Third, be thoughtful about cooperation and monitorships. The Corporate Cooperation Guidance and the softened stance on monitorships have likely been designed to try and shift the calculus on whether or not to self-report and cooperation. If self-reporting, engage early on investigation parameters, and be ready to present a credible analysis of programme gaps and remediation. If invited to DPA discussions, use the 2025 guidance to argue for proportionate undertakings calibrated to demonstrated improvements, not a default monitorship.

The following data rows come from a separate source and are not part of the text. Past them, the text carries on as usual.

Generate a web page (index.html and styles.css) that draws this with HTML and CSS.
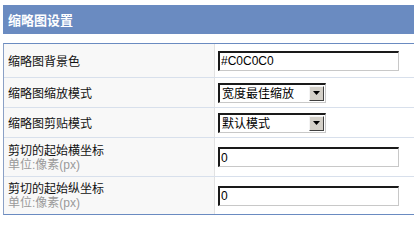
FILE: index.html
```html
<!DOCTYPE html>
<html lang="zh-CN">
<head>
<meta charset="utf-8">
<title>缩略图设置</title>
<link rel="stylesheet" href="styles.css">
</head>
<body>
<div class="panel">
  <div class="panel-title">缩略图设置</div>
  <div class="form">
    <div class="row row-1">
      <div class="label"><span class="name">缩略图背景色</span></div>
      <div class="value"><input class="text" type="text" value="#C0C0C0"></div>
    </div>
    <div class="row row-2">
      <div class="label"><span class="name">缩略图缩放模式</span></div>
      <div class="value">
        <div class="select">
          <span class="select-text">宽度最佳缩放</span>
          <span class="select-btn"><svg width="7" height="4" viewBox="0 0 7 4"><path d="M0 0h7L3.5 4z" fill="#000"/></svg></span>
        </div>
      </div>
    </div>
    <div class="row row-3">
      <div class="label"><span class="name">缩略图剪贴模式</span></div>
      <div class="value">
        <div class="select">
          <span class="select-text">默认模式</span>
          <span class="select-btn"><svg width="7" height="4" viewBox="0 0 7 4"><path d="M0 0h7L3.5 4z" fill="#000"/></svg></span>
        </div>
      </div>
    </div>
    <div class="row row-4">
      <div class="label"><span class="name">剪切的起始横坐标</span><span class="hint">单位:像素(px)</span></div>
      <div class="value"><input class="text" type="text" value="0"></div>
    </div>
    <div class="row row-5">
      <div class="label"><span class="name">剪切的起始纵坐标</span><span class="hint">单位:像素(px)</span></div>
      <div class="value"><input class="text" type="text" value="0"></div>
    </div>
  </div>
</div>
</body>
</html>
```

FILE: styles.css
```css
html, body {
  margin: 0;
  padding: 0;
  background: #ffffff;
}
body {
  font-family: "Noto Sans CJK SC", "Liberation Sans", sans-serif;
  font-size: 12px;
  color: #111;
}
.panel {
  padding: 5px 0 0 3px;
}
.panel-title {
  height: 29px;
  line-height: 29px;
  background: #6a8bc1;
  color: #ffffff;
  font-weight: bold;
  font-size: 13px;
  padding-left: 5px;
}
.form {
  margin-top: 9px;
  border-top: 1px solid #6a8bc1;
  border-bottom: 1px solid #6a8bc1;
  border-left: 1px solid #8aa0c6;
}
.row {
  display: grid;
  grid-template-columns: 211px 1fr;
  border-bottom: 1px solid #d8e0ec;
}
.row:last-child { border-bottom: none; }
.row-1 { height: 33px; }
.row-2, .row-3 { height: 29px; }
.row-4 { height: 38px; }
.row-5 { height: 37px; }
.label {
  background: #f8f8f8;
  border-right: 1px solid #e2e2e2;
  padding-left: 4px;
  display: flex;
  flex-direction: column;
  justify-content: center;
}
.name {
  color: #111;
  line-height: 16px;
}
.hint {
  color: #9a9a9a;
  line-height: 15px;
  font-family: "Liberation Sans", "Noto Sans CJK SC", sans-serif;
}
.value {
  display: flex;
  align-items: center;
  padding-left: 3px;
}
.text {
  box-sizing: border-box;
  width: 181px;
  height: 20px;
  margin: 0;
  padding: 0 0 0 1px;
  border-style: solid;
  border-width: 2px 1px 1px 2px;
  border-color: #1a1a1a #c8c8c8 #c8c8c8 #1a1a1a;
  font-family: "Liberation Sans", sans-serif;
  font-size: 12px;
  color: #000;
  background: #fff;
  outline: none;
}
.select {
  box-sizing: border-box;
  width: 108px;
  height: 20px;
  display: flex;
  align-items: center;
  border-style: solid;
  border-width: 2px 1px 1px 2px;
  border-color: #1a1a1a #c8c8c8 #c8c8c8 #1a1a1a;
  background: #fff;
}
.select-text {
  flex: 1;
  padding-left: 2px;
  color: #000;
  line-height: 16px;
}
.select-btn {
  box-sizing: border-box;
  width: 15px;
  height: 15px;
  margin-right: 1px;
  background: #d4d0c8;
  border-style: solid;
  border-width: 1px;
  border-color: #f4f4f4 #404040 #404040 #f4f4f4;
  display: flex;
  align-items: center;
  justify-content: center;
}
.select-btn svg { display: block; }
```
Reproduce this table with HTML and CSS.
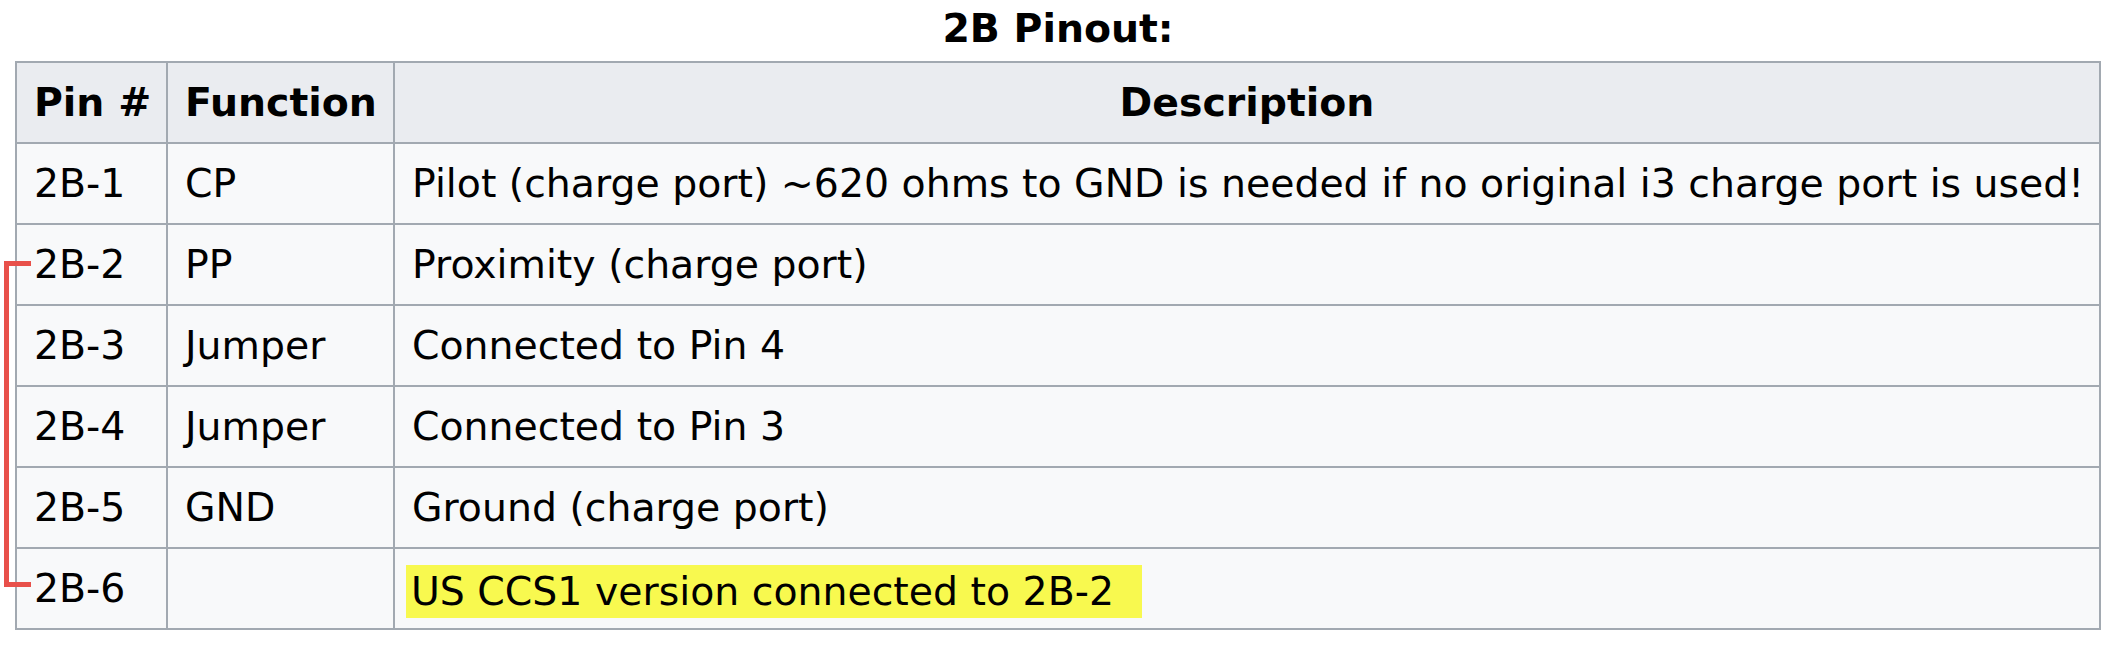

Fourthly, reinforce engagement with leadership.  The new guidance is an ideal time to remind senior leaders that they may be questioned directly about an organisation’s compliance programme. This can help focus attention on the sorts of questions that leaders may want to be asking now. 

To conclude

The 2025 guidance does not revolutionise the SFO’s approach; it consolidates and clarifies it. The main additions are the full integration of failure to prevent fraud, a more nuanced position on monitorships, and greater transparency on evidence and benchmarks. 

For in-house lawyers, the message is pragmatic: programmes must be risk-driven, dynamic and evidenced by outcomes, and designed to prevent, detect and learn, and hard to bypass. Those that are, and can prove it, will be better placed to mitigate charging risk, shape DPA terms and avoid unnecessary monitorships.